California determined that a problem existed in this area and decided to take action and license professional fiduciaries.  Effective in 2009, California amended the Probate and Business and Professions Code to provide the framework for licensing individuals as professional fiduciaries and also placed limitations on individuals serving as fiduciaries for non-related parties.  See the separate article on “Professional Fiduciaries.”

Banks and trust companies

Banks and trust companies are licensed either by the federal government or State of California.  They handle trusts, estates, conservatorships, and guardianships.  They do not act under powers of attorney or health care documents and cannot act as conservators or guardians of a person; they handle only  the assets of a conservatee or ward.

Public administrators, conservators and guardians

Lastly, a government agency can become involved, such as the local county “Public Administrator,” “Public Guardian,” or “Public Conservator.”

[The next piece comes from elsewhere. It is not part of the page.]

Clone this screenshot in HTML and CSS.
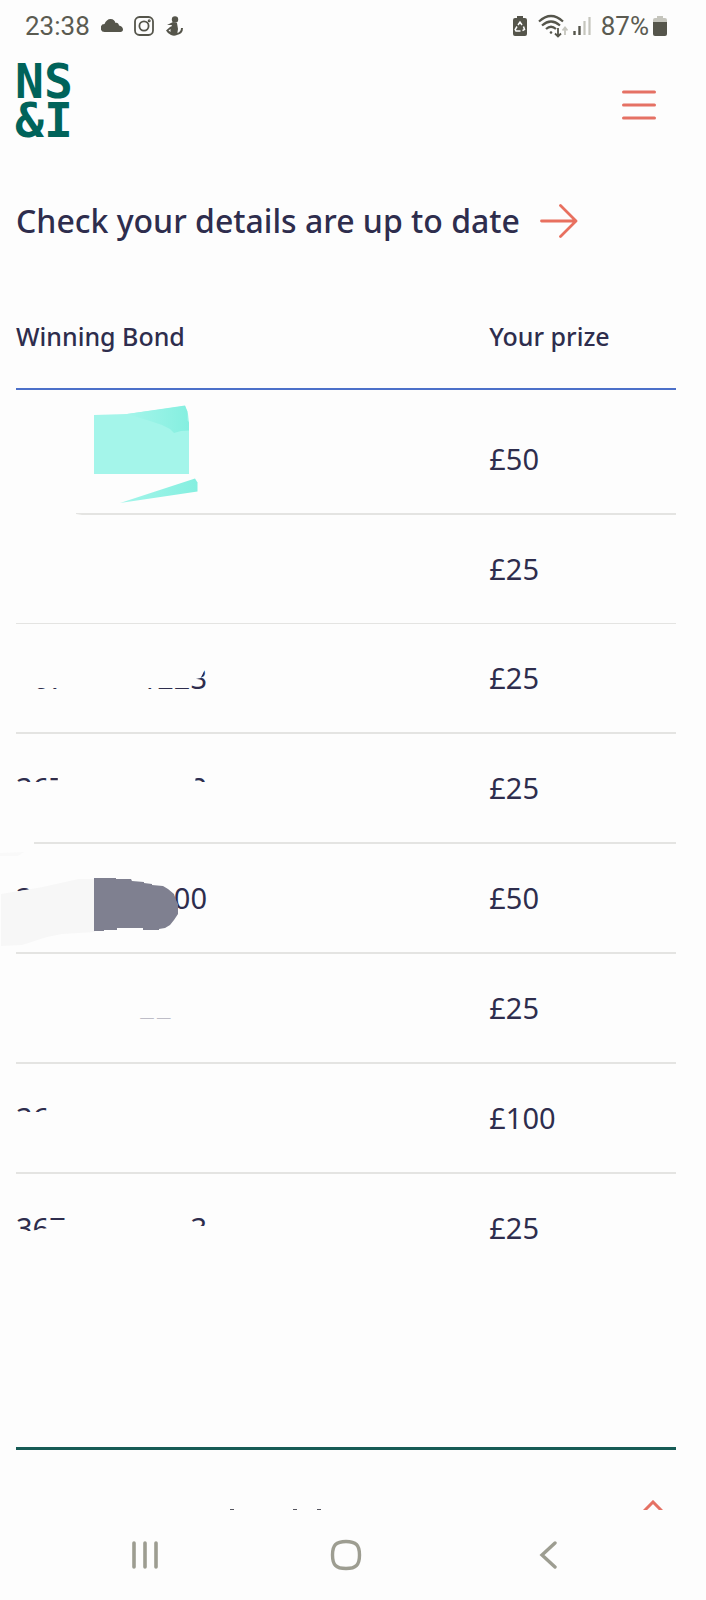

The Public Administrator is a county office and handles property and assets of a decedent where there is no other known person available or willing to do so.  The Public Administrator can also be appointed to handle the administration of a probate estate where no one else will do so.

The “Public Guardian” and/or “Public Conservator” provides services for individuals who are unable to provide for their food, shelter and clothing needs and/or to manage their assets.

Frequently, the same government office handles all of the functions listed above, particularly in smaller California counties.